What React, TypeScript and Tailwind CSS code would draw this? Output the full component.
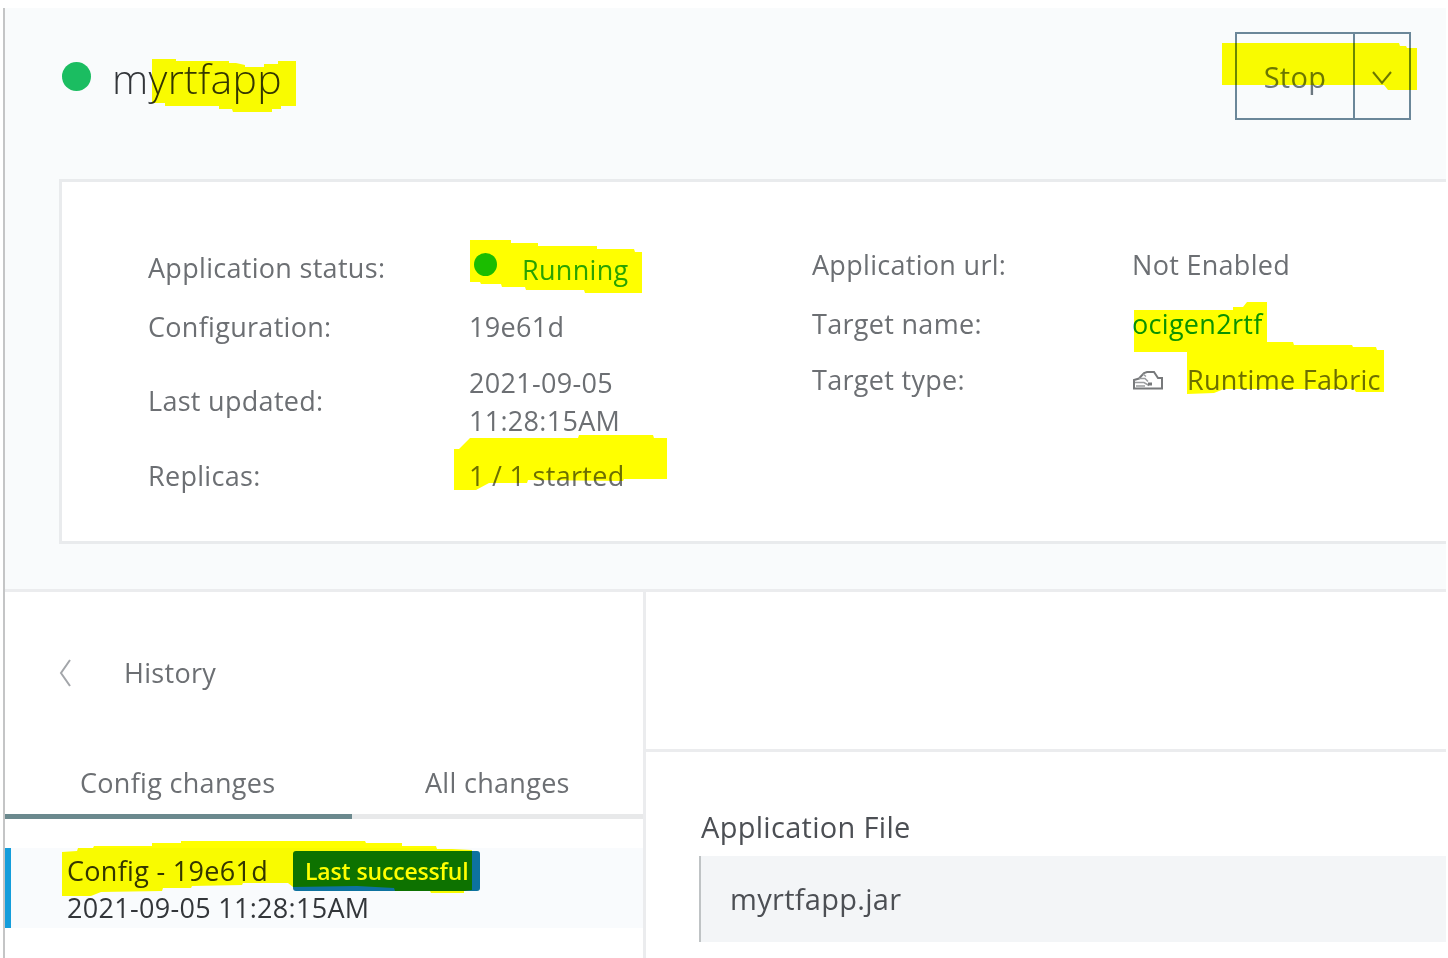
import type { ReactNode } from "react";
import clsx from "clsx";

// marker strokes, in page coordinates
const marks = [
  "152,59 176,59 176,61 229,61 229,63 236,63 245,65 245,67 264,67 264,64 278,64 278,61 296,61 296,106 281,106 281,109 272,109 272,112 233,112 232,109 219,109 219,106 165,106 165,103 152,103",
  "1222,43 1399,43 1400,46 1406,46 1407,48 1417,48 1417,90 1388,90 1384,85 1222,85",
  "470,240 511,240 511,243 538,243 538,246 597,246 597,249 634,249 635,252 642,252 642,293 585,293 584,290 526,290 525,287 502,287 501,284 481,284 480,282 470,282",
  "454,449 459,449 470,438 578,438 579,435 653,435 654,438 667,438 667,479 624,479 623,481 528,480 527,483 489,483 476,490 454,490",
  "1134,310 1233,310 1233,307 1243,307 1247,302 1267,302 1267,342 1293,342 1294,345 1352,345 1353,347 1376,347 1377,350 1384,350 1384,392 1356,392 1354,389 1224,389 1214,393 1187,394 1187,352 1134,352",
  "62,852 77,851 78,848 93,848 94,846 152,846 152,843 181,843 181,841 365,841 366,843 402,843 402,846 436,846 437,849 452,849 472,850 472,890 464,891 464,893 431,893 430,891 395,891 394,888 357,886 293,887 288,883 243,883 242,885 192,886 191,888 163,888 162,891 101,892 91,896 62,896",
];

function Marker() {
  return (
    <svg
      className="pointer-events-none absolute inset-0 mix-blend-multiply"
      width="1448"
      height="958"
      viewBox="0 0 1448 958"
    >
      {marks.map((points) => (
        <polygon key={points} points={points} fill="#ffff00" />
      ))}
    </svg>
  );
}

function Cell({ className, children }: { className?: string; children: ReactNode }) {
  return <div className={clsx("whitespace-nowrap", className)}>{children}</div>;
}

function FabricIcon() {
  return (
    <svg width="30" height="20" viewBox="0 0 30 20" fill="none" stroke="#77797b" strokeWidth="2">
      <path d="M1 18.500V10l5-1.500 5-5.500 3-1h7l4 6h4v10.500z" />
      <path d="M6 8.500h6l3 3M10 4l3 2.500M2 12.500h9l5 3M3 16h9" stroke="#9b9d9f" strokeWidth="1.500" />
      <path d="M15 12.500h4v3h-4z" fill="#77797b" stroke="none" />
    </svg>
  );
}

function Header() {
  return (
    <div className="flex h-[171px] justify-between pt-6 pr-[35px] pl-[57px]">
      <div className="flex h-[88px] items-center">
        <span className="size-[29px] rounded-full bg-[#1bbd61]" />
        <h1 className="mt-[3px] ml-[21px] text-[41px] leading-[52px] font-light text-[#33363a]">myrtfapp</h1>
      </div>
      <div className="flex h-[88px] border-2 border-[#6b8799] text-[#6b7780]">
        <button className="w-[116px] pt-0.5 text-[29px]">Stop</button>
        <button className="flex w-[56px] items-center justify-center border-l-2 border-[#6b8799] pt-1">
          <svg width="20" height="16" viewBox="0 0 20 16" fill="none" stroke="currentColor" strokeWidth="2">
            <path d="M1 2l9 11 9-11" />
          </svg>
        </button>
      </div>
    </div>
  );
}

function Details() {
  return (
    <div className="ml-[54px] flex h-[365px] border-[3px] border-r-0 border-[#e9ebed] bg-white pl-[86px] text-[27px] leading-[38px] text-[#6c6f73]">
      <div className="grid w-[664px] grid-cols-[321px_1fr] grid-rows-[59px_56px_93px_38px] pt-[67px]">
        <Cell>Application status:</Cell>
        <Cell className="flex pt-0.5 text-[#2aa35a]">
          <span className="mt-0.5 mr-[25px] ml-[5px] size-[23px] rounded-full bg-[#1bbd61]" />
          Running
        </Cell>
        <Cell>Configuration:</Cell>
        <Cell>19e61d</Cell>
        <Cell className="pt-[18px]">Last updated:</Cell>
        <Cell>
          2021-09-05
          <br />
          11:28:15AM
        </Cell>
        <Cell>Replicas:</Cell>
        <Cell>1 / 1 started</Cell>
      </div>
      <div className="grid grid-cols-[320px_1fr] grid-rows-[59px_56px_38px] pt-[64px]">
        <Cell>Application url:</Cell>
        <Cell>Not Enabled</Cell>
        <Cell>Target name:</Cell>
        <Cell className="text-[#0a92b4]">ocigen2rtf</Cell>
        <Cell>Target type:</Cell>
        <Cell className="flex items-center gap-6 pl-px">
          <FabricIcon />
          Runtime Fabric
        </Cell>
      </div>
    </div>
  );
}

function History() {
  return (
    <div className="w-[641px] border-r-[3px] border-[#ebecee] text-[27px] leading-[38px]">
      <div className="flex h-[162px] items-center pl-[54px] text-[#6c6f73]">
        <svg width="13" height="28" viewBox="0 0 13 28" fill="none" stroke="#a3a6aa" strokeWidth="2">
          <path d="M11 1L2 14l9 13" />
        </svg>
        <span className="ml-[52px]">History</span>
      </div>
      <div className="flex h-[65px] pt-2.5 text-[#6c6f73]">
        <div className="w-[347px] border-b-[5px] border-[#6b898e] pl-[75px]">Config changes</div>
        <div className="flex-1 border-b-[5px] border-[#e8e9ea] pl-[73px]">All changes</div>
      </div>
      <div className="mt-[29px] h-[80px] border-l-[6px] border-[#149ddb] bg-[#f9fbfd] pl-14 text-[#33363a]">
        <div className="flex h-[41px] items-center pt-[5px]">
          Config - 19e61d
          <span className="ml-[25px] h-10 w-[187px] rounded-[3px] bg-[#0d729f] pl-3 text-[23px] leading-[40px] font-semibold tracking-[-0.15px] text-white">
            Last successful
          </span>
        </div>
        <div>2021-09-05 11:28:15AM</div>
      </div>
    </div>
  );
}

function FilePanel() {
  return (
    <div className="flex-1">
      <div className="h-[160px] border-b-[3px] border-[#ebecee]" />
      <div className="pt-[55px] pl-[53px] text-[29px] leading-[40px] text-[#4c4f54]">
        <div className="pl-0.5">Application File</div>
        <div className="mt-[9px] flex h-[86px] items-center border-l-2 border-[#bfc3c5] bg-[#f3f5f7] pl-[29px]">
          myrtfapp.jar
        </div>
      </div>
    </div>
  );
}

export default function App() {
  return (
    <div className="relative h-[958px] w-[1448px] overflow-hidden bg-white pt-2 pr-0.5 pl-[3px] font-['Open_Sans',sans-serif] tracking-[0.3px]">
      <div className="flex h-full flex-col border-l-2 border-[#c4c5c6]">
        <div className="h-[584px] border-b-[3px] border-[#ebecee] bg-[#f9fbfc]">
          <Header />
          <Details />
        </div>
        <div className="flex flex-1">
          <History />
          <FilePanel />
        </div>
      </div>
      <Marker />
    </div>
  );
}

§ Problem details: All lines above containing the string "full" are to be collected.

§ Task result:
What React, TypeScript and Tailwind CSS code would draw this? Output the full component.
        <span className="size-[29px] rounded-full bg-[#1bbd61]" />
          <span className="mt-0.5 mr-[25px] ml-[5px] size-[23px] rounded-full bg-[#1bbd61]" />
      <div className="flex h-full flex-col border-l-2 border-[#c4c5c6]">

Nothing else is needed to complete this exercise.